Kinematic Model for Stabilization and Orientation Control of the Suspended Equipment of an Unmanned Aerial Vehicle

Abstract

The article is devoted to the development and research of a kinematic model of stabilization and orientation control of the suspended equipment of an unmanned aerial vehicle (UAV). The created model is based on the kinematic model of a three-axis gimbal (TAG): the structure of the TAG for the UAV, the mathematical description of the TAG of the UAV and the derivation of kinematic equations for the problems of stabilizing and controlling the orientation of the UAV suspension equipment.
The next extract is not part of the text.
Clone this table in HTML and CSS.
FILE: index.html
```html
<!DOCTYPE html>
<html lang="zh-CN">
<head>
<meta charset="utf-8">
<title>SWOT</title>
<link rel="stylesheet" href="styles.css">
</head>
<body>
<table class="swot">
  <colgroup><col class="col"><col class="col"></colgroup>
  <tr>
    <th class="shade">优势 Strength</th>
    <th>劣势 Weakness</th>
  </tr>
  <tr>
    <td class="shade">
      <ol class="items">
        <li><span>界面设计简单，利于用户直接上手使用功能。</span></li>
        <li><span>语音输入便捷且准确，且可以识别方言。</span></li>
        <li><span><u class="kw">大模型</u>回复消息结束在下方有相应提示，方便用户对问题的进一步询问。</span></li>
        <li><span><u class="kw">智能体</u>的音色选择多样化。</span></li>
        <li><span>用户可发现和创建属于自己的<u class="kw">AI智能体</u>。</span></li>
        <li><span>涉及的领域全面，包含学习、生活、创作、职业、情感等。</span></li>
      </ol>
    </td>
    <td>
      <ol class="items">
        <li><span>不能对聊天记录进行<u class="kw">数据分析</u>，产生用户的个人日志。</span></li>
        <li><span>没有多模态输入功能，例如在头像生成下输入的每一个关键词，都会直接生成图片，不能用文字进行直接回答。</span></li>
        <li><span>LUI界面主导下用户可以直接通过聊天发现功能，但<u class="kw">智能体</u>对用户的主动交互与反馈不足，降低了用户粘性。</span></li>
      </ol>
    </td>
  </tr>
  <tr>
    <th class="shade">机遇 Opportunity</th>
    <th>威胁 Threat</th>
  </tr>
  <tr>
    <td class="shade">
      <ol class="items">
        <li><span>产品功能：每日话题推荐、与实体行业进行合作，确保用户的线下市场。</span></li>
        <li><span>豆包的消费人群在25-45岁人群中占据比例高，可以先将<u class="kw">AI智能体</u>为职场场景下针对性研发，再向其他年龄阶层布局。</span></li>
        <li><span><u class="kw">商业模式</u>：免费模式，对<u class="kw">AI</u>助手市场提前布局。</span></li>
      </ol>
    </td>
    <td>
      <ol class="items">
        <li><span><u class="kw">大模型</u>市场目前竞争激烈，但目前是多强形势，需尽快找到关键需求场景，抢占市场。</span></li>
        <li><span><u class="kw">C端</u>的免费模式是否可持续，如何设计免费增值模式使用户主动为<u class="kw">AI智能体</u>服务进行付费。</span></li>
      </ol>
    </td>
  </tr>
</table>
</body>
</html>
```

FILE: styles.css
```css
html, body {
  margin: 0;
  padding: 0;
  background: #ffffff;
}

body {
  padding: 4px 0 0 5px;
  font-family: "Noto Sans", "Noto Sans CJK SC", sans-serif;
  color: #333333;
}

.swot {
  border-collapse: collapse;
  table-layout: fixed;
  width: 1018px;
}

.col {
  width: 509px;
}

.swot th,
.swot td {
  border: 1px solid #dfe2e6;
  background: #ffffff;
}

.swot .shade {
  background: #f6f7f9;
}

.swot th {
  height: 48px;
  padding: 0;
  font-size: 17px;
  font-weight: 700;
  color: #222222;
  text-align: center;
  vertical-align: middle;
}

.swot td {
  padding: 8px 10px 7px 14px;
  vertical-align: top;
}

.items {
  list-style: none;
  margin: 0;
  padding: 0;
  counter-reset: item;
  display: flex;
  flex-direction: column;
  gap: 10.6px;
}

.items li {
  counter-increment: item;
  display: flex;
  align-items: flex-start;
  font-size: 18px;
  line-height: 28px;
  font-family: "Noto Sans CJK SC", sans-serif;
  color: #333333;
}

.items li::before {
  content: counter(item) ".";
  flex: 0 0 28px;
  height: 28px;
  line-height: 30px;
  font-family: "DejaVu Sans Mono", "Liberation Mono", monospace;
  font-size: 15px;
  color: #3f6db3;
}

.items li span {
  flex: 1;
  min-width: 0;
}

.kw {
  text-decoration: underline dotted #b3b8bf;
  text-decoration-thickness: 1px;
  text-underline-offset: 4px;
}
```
In the general case, the derivation of the kinematic equations of the TAG on the UAV is a complex process and is similar to the derivation of a kinematic model of a robotic arm with six degrees of freedom. The TAG is considered as a manipulative mechanism with six degrees of freedom: three degrees of freedom are determined by the UAV rotations around the axes of the coordinate system attached to the UAV, and three degrees of freedom are set by the frames of the TAG along the channels of yaw, roll and pitch during rotational movements of these frames around the corresponding axes of the coordinate systems attached to the frames of the TAG. Such a statement in the general case does not have an unambiguous solution for the tasks of stabilization and orientation control of the suspended equipment of UAV. To eliminate this ambiguity, optimization is used in the process of designing the TAG and installing the TAG in such positions on the UAV that reduce the computational complexity of the tasks being solved. The kinematic model is presented in the article by kinematic equations, the solution of which ensures the stabilization of the suspended equipment of UAV, and kinematic equations, the solution of which allows you to control the equipment (camera) of the UAV when tracking moving objects (moving targets) in space. The simulation of the TAG in the MATLAB Simulink software environment was performed. The simulation results in the MATLAB Simulink software environment prove the adequacy of the developed kinematic model of the TAG and its effectiveness for solving the problems of stabilization and orientation control of the suspended equipment of UAV.